State oil company Pertamina, which has taken over a slew of producing fields over the past two years, including East Kalimantan’s Mahakam block, is an unlikely candidate for such a venture.

With Chevron’s 200,000-barrel-day oil field in northern Sumatra as the next takeover target, the state company has already fallen far behind in its efforts to maintain production at Mahakam because of a shortage of finance to drill new wells.

A natural gas facility at the Masela gas field in the Arafura Sea, Maluku, Indonesia. Photo: Facebook

Asia Times has learned from knowledgeable industry sources that the presentation Shell gave to Jonan and Vice President Jusuf Kalla in 2015 clearly laid out the alternative road maps, all linked to Indonesia’s 2019 electoral cycle.

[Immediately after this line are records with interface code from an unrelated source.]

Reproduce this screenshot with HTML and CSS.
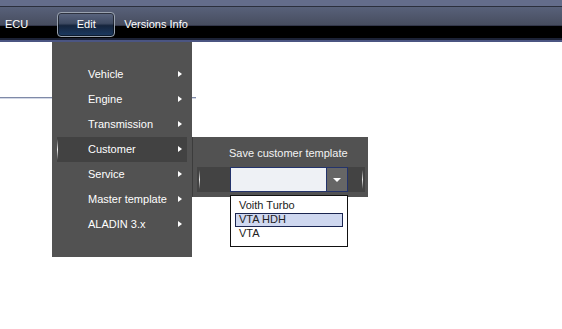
FILE: index.html
```html
<!DOCTYPE html>
<html>
<head>
<meta charset="utf-8">
<link rel="stylesheet" href="styles.css">
</head>
<body>
<header class="topbar">
  <nav class="menubar">
    <span class="mi ecu">ECU</span>
    <span class="mi edit">Edit</span>
    <span class="mi versions">Versions Info</span>
  </nav>
</header>
<main class="content">
  <div class="rule"></div>
</main>

<div class="menu">
  <div class="row"><span>Vehicle</span><i class="arrow"></i></div>
  <div class="row"><span>Engine</span><i class="arrow"></i></div>
  <div class="row"><span>Transmission</span><i class="arrow"></i></div>
  <div class="row hl"><span>Customer</span><i class="arrow"></i></div>
  <div class="row"><span>Service</span><i class="arrow"></i></div>
  <div class="row"><span>Master template</span><i class="arrow"></i></div>
  <div class="row"><span>ALADIN 3.x</span><i class="arrow"></i></div>
</div>

<div class="submenu">
  <div class="sub-title">Save customer template</div>
  <div class="band">
    <div class="combo">
      <div class="combo-field"></div>
      <div class="combo-btn"><i class="down"></i></div>
    </div>
  </div>
</div>

<ul class="list">
  <li>Voith Turbo</li>
  <li class="sel">VTA HDH</li>
  <li>VTA</li>
</ul>
</body>
</html>
```
FILE: styles.css
```css
* { box-sizing: border-box; }
html, body { margin: 0; padding: 0; }
body {
  width: 562px;
  height: 329px;
  background: #fff;
  font-family: "Liberation Sans", Arial, sans-serif;
  font-size: 11px;
  overflow: hidden;
  position: relative;
}
.topbar {
  height: 42px;
  background: linear-gradient(to bottom,
    #646d8b 0, #646d8b 6px,
    #2b2f3c 6px, #2b2f3c 7px,
    #58617a 7px, #474d5f 25px,
    #33374a 25px, #33374a 26px,
    #000 26px, #000 38px,
    #1c2236 38px, #1c2236 40px,
    #4b5582 40px, #4b5582 42px);
}
.menubar {
  display: flex;
  align-items: center;
  padding-top: 12px;
  height: 37px;
}
.mi {
  color: #fff;
  line-height: 25px;
  height: 25px;
}
.ecu { margin-left: 5px; }
.edit {
  margin-left: 29px;
  width: 58px;
  text-align: center;
  border: 1px solid #9aa3b0;
  border-radius: 4px;
  line-height: 23px;
  background: linear-gradient(to bottom, #5b6680 0, #3f4b63 45%, #15253d 55%, #1c3a62 100%);
  box-shadow: inset 0 0 0 1px rgba(0,0,0,0.5);
}
.versions { margin-left: 9px; }

.content { padding-top: 55px; }
.rule {
  width: 196px;
  height: 2px;
  border-top: 1px solid #7f8aa8;
  background: #d3d8e6;
}

.menu {
  position: absolute;
  left: 52px;
  top: 42px;
  width: 140px;
  height: 215px;
  background: #525252;
  padding-top: 20px;
}
.row {
  display: flex;
  align-items: center;
  justify-content: space-between;
  height: 25px;
  margin: 0 5px 0 5px;
  padding: 0 5px 2px 31px;
  color: #fff;
  position: relative;
}
.row.hl { background: #424242; }
.row.hl::before {
  content: "";
  position: absolute;
  left: 0;
  top: 2px;
  width: 1px;
  height: 21px;
  background: linear-gradient(to bottom, rgba(255,255,255,0), #f0f0f0 50%, rgba(255,255,255,0));
}
.arrow {
  width: 0;
  height: 0;
  margin-top: 1px;
  border-left: 4px solid #fff;
  border-top: 3px solid transparent;
  border-bottom: 3px solid transparent;
}

.submenu {
  position: absolute;
  left: 192px;
  top: 137px;
  width: 176px;
  height: 60px;
  background: #525252;
  border-left: 1px solid #3c3c3c;
}
.sub-title {
  color: #f2f2f2;
  padding: 10px 0 0 36px;
  line-height: 13px;
  height: 30px;
}
.band {
  position: relative;
  margin: 0 3px 0 4px;
  height: 25px;
  background: #434343;
  padding-left: 33px;
}
.band::before, .band::after {
  content: "";
  position: absolute;
  top: 3px;
  width: 1px;
  height: 19px;
  background: linear-gradient(to bottom, rgba(255,255,255,0), #e8e8e8 50%, rgba(255,255,255,0));
}
.band::before { left: 2px; }
.band::after { right: 2px; }
.combo {
  display: flex;
  width: 118px;
  height: 25px;
  border: 1px solid #23336b;
}
.combo-field {
  flex: 1;
  background: #eef1f5;
}
.combo-btn {
  width: 21px;
  background: #666;
  border-left: 1px solid #23336b;
  display: flex;
  align-items: center;
  justify-content: center;
}
.down {
  width: 0;
  height: 0;
  border-top: 4px solid #fff;
  border-left: 4px solid transparent;
  border-right: 4px solid transparent;
}

.list {
  position: absolute;
  left: 230px;
  top: 195px;
  width: 118px;
  height: 52px;
  margin: 0;
  padding: 3px 4px;
  list-style: none;
  background: #fff;
  border: 1px solid #111;
  color: #222;
}
.list li {
  height: 14px;
  line-height: 11px;
  padding-left: 3px;
  border: 1px solid transparent;
}
.list li.sel {
  background: #cfd8f0;
  border-color: #1a2550;
}
```
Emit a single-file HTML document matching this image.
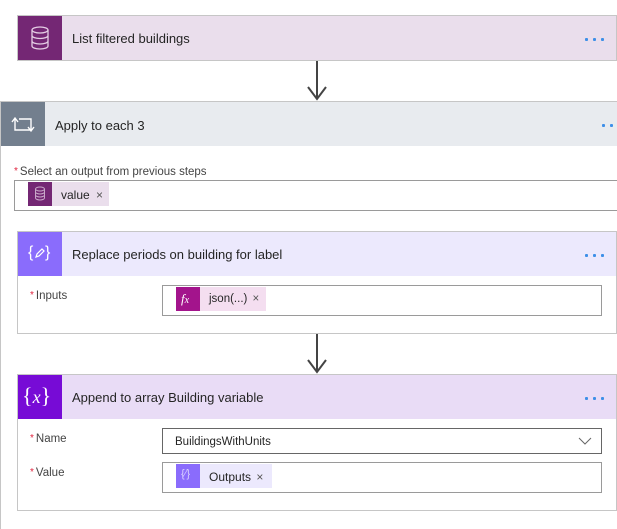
<!DOCTYPE html>
<html><head><style>
html,body{margin:0;width:617px;height:529px;overflow:hidden}
body{background:#fff;position:relative;font-family:"Liberation Sans",sans-serif;color:#252525}
.a{position:absolute;box-sizing:border-box}
.t{font-size:13px;position:absolute;white-space:nowrap}
.dots{position:absolute;font-size:0}
.dots i{position:absolute;width:3px;height:3px;background:#3d8fe8;top:0;border-radius:1px}
.lbl{font-size:11.5px;color:#444;position:absolute}
.lbl b{color:#e0233e;font-weight:normal;font-size:10px;vertical-align:top;margin-right:2px}
.box{position:absolute;box-sizing:border-box;border:1px solid #9a9a9a;background:#fff}
.arrow{position:absolute;width:2px;background:#444}
</style></head><body>
<div class="a" style="left:17px;top:15px;width:600px;height:46px;background:#eadeec;border:1px solid #c6c6c6"></div>
<div class="a" style="left:18px;top:16px;width:44px;height:44px;background:#742774"></div>
<svg class="a" style="left:28px;top:25px" width="24" height="26" viewBox="0 0 24 26" fill="none" stroke="#e4cde4" stroke-width="1.3"><ellipse cx="12" cy="5" rx="8" ry="3"/><path d="M4 5v16c0 1.7 3.6 3 8 3s8-1.3 8-3V5M4 10.5c0 1.7 3.6 3 8 3s8-1.3 8-3M4 16c0 1.7 3.6 3 8 3s8-1.3 8-3"/></svg>
<div class="t" style="left:72px;top:31px">List filtered buildings</div>
<div class="dots" style="left:585px;top:38px"><i style="left:0"></i><i style="left:8px"></i><i style="left:16px"></i></div>
<div class="arrow" style="left:316px;top:61px;height:38px"></div>
<svg class="a" style="left:307px;top:86px" width="20" height="15"><path d="M1 1l9 12 9-12" stroke="#444" stroke-width="2" fill="none"/></svg>
<div class="a" style="left:0;top:101px;width:617px;height:428px;border:1px solid #c6c6c6;border-right:none;border-bottom:none"></div>
<div class="a" style="left:1px;top:102px;width:616px;height:44px;background:#e8ebef"></div>
<div class="a" style="left:1px;top:102px;width:44px;height:44px;background:#737f8e"></div>
<svg class="a" style="left:10px;top:113px" width="26" height="22" fill="none" stroke="#fff" stroke-width="1.4"><path d="M5 6v11h16M2 9l3-4 3 4M21 17V6H9M18 14l3 4 3-4"/></svg>
<div class="t" style="left:55px;top:118px">Apply to each 3</div>
<div class="dots" style="left:602px;top:124px"><i style="left:0"></i><i style="left:8px"></i></div>
<div class="lbl" style="left:14px;top:166px"><b>*</b>Select an output from previous steps</div>
<div class="box" style="left:14px;top:180px;width:603px;height:31px;border-right:none"></div>
<div class="a" style="left:28px;top:182px;width:81px;height:24px;background:#eadeec"></div>
<div class="a" style="left:28px;top:182px;width:24px;height:24px;background:#742774"></div>
<svg class="a" style="left:34px;top:186px" width="12" height="15" fill="none" stroke="#c9a8c9" stroke-width="1"><ellipse cx="6" cy="3" rx="4.5" ry="2"/><path d="M1.5 3v9c0 1 2 2 4.5 2s4.5-1 4.5-2V3M1.5 6c0 1 2 2 4.5 2s4.5-1 4.5-2M1.5 9c0 1 2 2 4.5 2s4.5-1 4.5-2"/></svg>
<div class="t" style="left:61px;top:188px;font-size:12px">value <span style="color:#555;margin-left:3px">×</span></div>
<div class="a" style="left:17px;top:231px;width:600px;height:103px;border:1px solid #c6c6c6;background:#fff"></div>
<div class="a" style="left:18px;top:232px;width:598px;height:44px;background:#ece9fd"></div>
<div class="a" style="left:18px;top:232px;width:44px;height:44px;background:#8a6cfc"></div>
<div class="t" style="left:28px;top:244px;color:#fff;font-size:16px">{</div><div class="t" style="left:45px;top:244px;color:#fff;font-size:16px">}</div>
<svg class="a" style="left:34px;top:247px" width="12" height="12" fill="none" stroke="#fff" stroke-width="1.2"><path d="M2 10l1-3 5-5 2 2-5 5z"/></svg>
<div class="t" style="left:72px;top:247px">Replace periods on building for label</div>
<div class="dots" style="left:585px;top:254px"><i style="left:0"></i><i style="left:8px"></i><i style="left:16px"></i></div>
<div class="lbl" style="left:30px;top:290px"><b>*</b>Inputs</div>
<div class="box" style="left:162px;top:285px;width:440px;height:31px"></div>
<div class="a" style="left:176px;top:287px;width:90px;height:24px;background:#f4def0"></div>
<div class="a" style="left:176px;top:287px;width:24px;height:24px;background:#a3148c"></div>
<div class="t" style="left:181px;top:291px;color:#fff;font-family:'Liberation Serif',serif;font-style:italic;font-size:13px">f<span style="font-size:10px">x</span></div>
<div class="t" style="left:209px;top:293px;font-size:11.5px">json(...) <span style="color:#555;margin-left:2px">×</span></div>
<div class="arrow" style="left:316px;top:334px;height:37px"></div>
<svg class="a" style="left:307px;top:359px" width="20" height="15"><path d="M1 1l9 12 9-12" stroke="#444" stroke-width="2" fill="none"/></svg>
<div class="a" style="left:17px;top:374px;width:600px;height:137px;border:1px solid #c6c6c6;background:#fff"></div>
<div class="a" style="left:18px;top:375px;width:598px;height:44px;background:#e9dcf6"></div>
<div class="a" style="left:18px;top:375px;width:44px;height:44px;background:#770bd6"></div>
<div class="t" style="left:22px;top:383px;color:#fff;font-family:'Liberation Serif',serif;font-size:22px">{<i style="font-size:18px">x</i>}</div>
<div class="t" style="left:72px;top:390px">Append to array Building variable</div>
<div class="dots" style="left:585px;top:397px"><i style="left:0"></i><i style="left:8px"></i><i style="left:16px"></i></div>
<div class="lbl" style="left:30px;top:433px"><b>*</b>Name</div>
<div class="box" style="left:162px;top:428px;width:440px;height:26px;border-color:#666"></div>
<div class="t" style="left:175px;top:436px;font-size:11.5px">BuildingsWithUnits</div>
<svg class="a" style="left:578px;top:437px" width="14" height="9" fill="none" stroke="#666" stroke-width="1"><path d="M1 1l6 6 6-6"/></svg>
<div class="lbl" style="left:30px;top:467px"><b>*</b>Value</div>
<div class="box" style="left:162px;top:462px;width:440px;height:31px"></div>
<div class="a" style="left:176px;top:464px;width:96px;height:24px;background:#ece9fd"></div>
<div class="a" style="left:176px;top:464px;width:24px;height:24px;background:#8a6cfc"></div>
<div class="t" style="left:181px;top:468px;color:#d8cffe;font-size:11px">{⁄}</div>
<div class="t" style="left:209px;top:470px;font-size:12px">Outputs <span style="color:#555;margin-left:2px">×</span></div>
</body></html>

Under an FLNG schedule, the company said, final investment decisions (FID) and engineering procurement construction (EPC) would be completed during Widodo’s first term and the facility would be on stream during his second 2019-2024 term.

For the onshore option, Shell estimated that front-end engineering design, known as FEED, would be delayed a minimum of five to seven years, but possibly 12-14 years or more, because the existing technology could not do the job.

Shell executives said privately that the onshore option would result in a 15-year delay, or three electoral cycles. Corporate policy is to link the two because of a rule of thumb that has FID achieved in the second or early in the third year of a presidential term so construction can be well under way at election time.

Apparently because of a long history of shifting regulations and other uncertainties, Indonesia falls in Shell’s “significant risk category” where change-of-government rules apply.

It is for that reason the firm may have put Masela in the “too difficult” basket and decided to walk away.